After surgery, I went into radiation with the same ADF IF routine. The biggest problem though, was losing too much weight. You aren’t supposed to lose weight during radiation because the dose is determined, in part, based on weight. I had a 10% cushion in either direction. I had 33 daily doses of radiation that included 5 boosters (super power) in the supra clavicular region (above the collar bone lymph nodes). I still went in with a 14-16 hour daily fast and did as much alternate day action as possible, while trying to maintain my weight and not lose. I continued eating low carb, ketogenic (between 20-40g of net carbs daily).
I did have radiation burns under my arm and chest, along with difficulty swallowing and bad mucus proliferation in my throat, but the radiation oncologist told me that I’d had a much better response than many in my situation with fewer complications and was able to do all 33 sessions without a lapse. Which should improve my 5 year outcome.

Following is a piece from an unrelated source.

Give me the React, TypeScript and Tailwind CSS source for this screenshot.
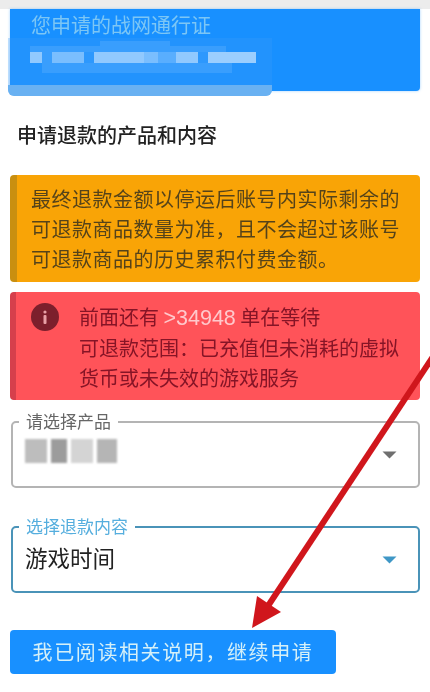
const cjk = 'font-["Noto_Sans_CJK_SC","Liberation_Sans",sans-serif]';

function Caret({ color }: { color: string }) {
  return (
    <svg width="15" height="8" viewBox="0 0 15 8" className="shrink-0">
      <path d="M0.5 0.5h14L7.5 7.5z" fill={color} />
    </svg>
  );
}

// pixelated cover over the account name
function Mosaic() {
  const cells: [string, string][] = [
    ['w-[12px]', 'bg-white/50'], ['w-[10px]', 'bg-white/10'], ['w-[32px]', 'bg-white/40'], ['w-[10px]', 'bg-white/5'],
    ['w-[50px]', 'bg-white/50'], ['w-[14px]', 'bg-white/40'], ['w-[18px]', 'bg-white/25'], ['w-[22px]', 'bg-white/50'],
    ['w-[10px]', 'bg-white/5'], ['w-[48px]', 'bg-white/55'],
  ];
  return (
    <div className="absolute -left-[2px] top-[29px] flex h-[58px] w-[264px] flex-col rounded-b-[6px] bg-[#3a9df8]/30 pl-[22px] blur-[0.7px]">
      <div className="mt-[3px] ml-[70px] h-[5px] w-[70px] bg-white/10" />
      <div className="h-[6px] w-[196px] bg-white/10" />
      <div className="flex h-[11px]">
        {cells.map(([w, bg], i) => (
          <div key={i} className={`${w} ${bg}`} />
        ))}
      </div>
      <div className="ml-[12px] h-[10px] w-[190px] bg-white/10" />
      <div className="mt-auto -ml-[22px] h-[11px] rounded-b-[6px] bg-[#69b1f2]" />
    </div>
  );
}

function Select({ label, value, focused }: { label: string; value?: string; focused?: boolean }) {
  return (
    <div className={`relative ml-[11px] mr-[10px] h-[67px] rounded-[5px] border-2 ${focused ? 'border-[#4a93b8]' : 'border-[#b4b4b4]'}`}>
      <span className={`absolute -top-[13px] left-[6px] bg-white px-[7px] text-[17px] leading-[22px] ${focused ? 'text-[#55aede]' : 'text-[#666]'}`}>
        {label}
      </span>
      <div className="flex h-full items-start justify-between pl-[12px] pr-[21px] pt-[13px]">
        {value ? (
          <span className="text-[22.5px] leading-[32px] text-[#222]">{value}</span>
        ) : (
          <div className="mt-[3px] flex h-[24px] w-[92px] gap-[4px] blur-[1.2px]">
            <div className="w-[22px] bg-[#bdbdbd]" />
            <div className="w-[16px] bg-[#9c9c9c]" />
            <div className="w-[22px] bg-[#d4d4d4]" />
            <div className="w-[20px] bg-[#b5b5b5]" />
          </div>
        )}
        <div className="mt-[15px]">
          <Caret color={focused ? '#3f97c6' : '#6f6f6f'} />
        </div>
      </div>
    </div>
  );
}

export default function App() {
  return (
    <div className={`relative h-[692px] w-[430px] overflow-hidden bg-white ${cjk}`}>
      <div className="blur-[0.4px]">
        <div className="h-[9px] bg-[#ececec]" />

        {/* account card */}
        <div className="relative mx-[10px] h-[82px] rounded-b-[4px] bg-[#1890ff] pl-[21px] pt-[2px] shadow-[0_0_3px_rgba(24,144,255,0.4)]">
          <p className="text-[20px] leading-[28px] text-[#7cc6f5]">您申请的战网通行证</p>
          <Mosaic />
        </div>

        <h2 className="ml-[17px] mt-[31px] text-[20px] font-medium leading-[26px] text-[#222]">申请退款的产品和内容</h2>

        {/* notices */}
        <div className="mx-[10px] mt-[27px] flex h-[107px] flex-col justify-center rounded-[4px] border-l-[7px] border-[#c98f10] bg-[#f9a406] pl-[14px]">
          <p className="whitespace-nowrap text-[20px] leading-[30px] tracking-[0.5px] text-[#55431a]">
            最终退款金额以停运后账号内实际剩余的
            <br />
            可退款商品数量为准，且不会超过该账号
            <br />
            可退款商品的历史累积付费金额。
          </p>
        </div>

        <div className="mx-[10px] mt-[10px] flex h-[108px] gap-[20px] rounded-[4px] border-l-[6px] border-[#d63f4c] bg-[#ff5359] pl-[15px] pt-[10px]">
          <div className="mt-[1px] flex h-[28px] w-[28px] shrink-0 items-center justify-center rounded-full bg-[#7c1f2c]">
            <svg width="6" height="14" viewBox="0 0 6 14">
              <circle cx="3" cy="2" r="1.6" fill="#e8a0a6" />
              <rect x="1.5" y="5" width="3" height="9" rx="1" fill="#e8a0a6" />
            </svg>
          </div>
          <p className="whitespace-nowrap text-[20px] leading-[30px] text-[#861426]">
            前面还有 <span className='font-["Liberation_Sans"] text-[21.5px] text-[#ffc9cc]'>&gt;34948</span> 单在等待
            <br />
            可退款范围：已充值但未消耗的虚拟
            <br />
            货币或未失效的游戏服务
          </p>
        </div>

        {/* selects */}
        <div className="mt-[21px]">
          <Select label="请选择产品" />
        </div>
        <div className="mt-[38px]">
          <Select label="选择退款内容" value="游戏时间" focused />
        </div>

        <button className="ml-[10px] mt-[37px] h-[44px] w-[326px] rounded-[4px] bg-[#1890ff] text-[20px] leading-[44px] tracking-[1.6px] text-[#d5f0f8]">
          我已阅读相关说明，继续申请
        </button>
      </div>

      {/* red annotation arrow */}
      <svg className="absolute left-0 top-0 blur-[0.4px]" width="430" height="692" viewBox="0 0 430 692">
        <path d="M436 352L264 612" stroke="#d0161c" strokeWidth="6" fill="none" />
        <path d="M252 628L257 596L281 612z" fill="#d0161c" />
      </svg>
    </div>
  );
}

With 14 out of 36 nodes positive, my chance of recurrence is pretty high, but chemo and radiation, in addition to the radical mastectomy and lymph node dissection improve my odds. There is no doubt in my mind that my n=1 nutritional intervention contributed to the success of treatments. Today, I continue eating low carb and continue to intermittent alternate day fast with a 14-18 hour daily fast. I will take Femara (aromatase inhibitor aka anti-hormone, anti-cancer drug) for the next 10 years. I am still undergoing reconstruction with the 4th surgery due sometime this year and struggle with ongoing fatigue, throat mucus, cellulitis infections in the irradiated arm, and systemic fungal infections, in addition to Stage II lymphedema in my irradiated arm.
In some ways, the aftermath is harder to bear than the original cancer treatment. But I’m happy and grateful to God, my healers, and to my intermittent alternate day, ketogenic diet, to be alive. And I’m convinced that ADF and KDs work to improve health and fight deadly diseases of metabolism such as cancer!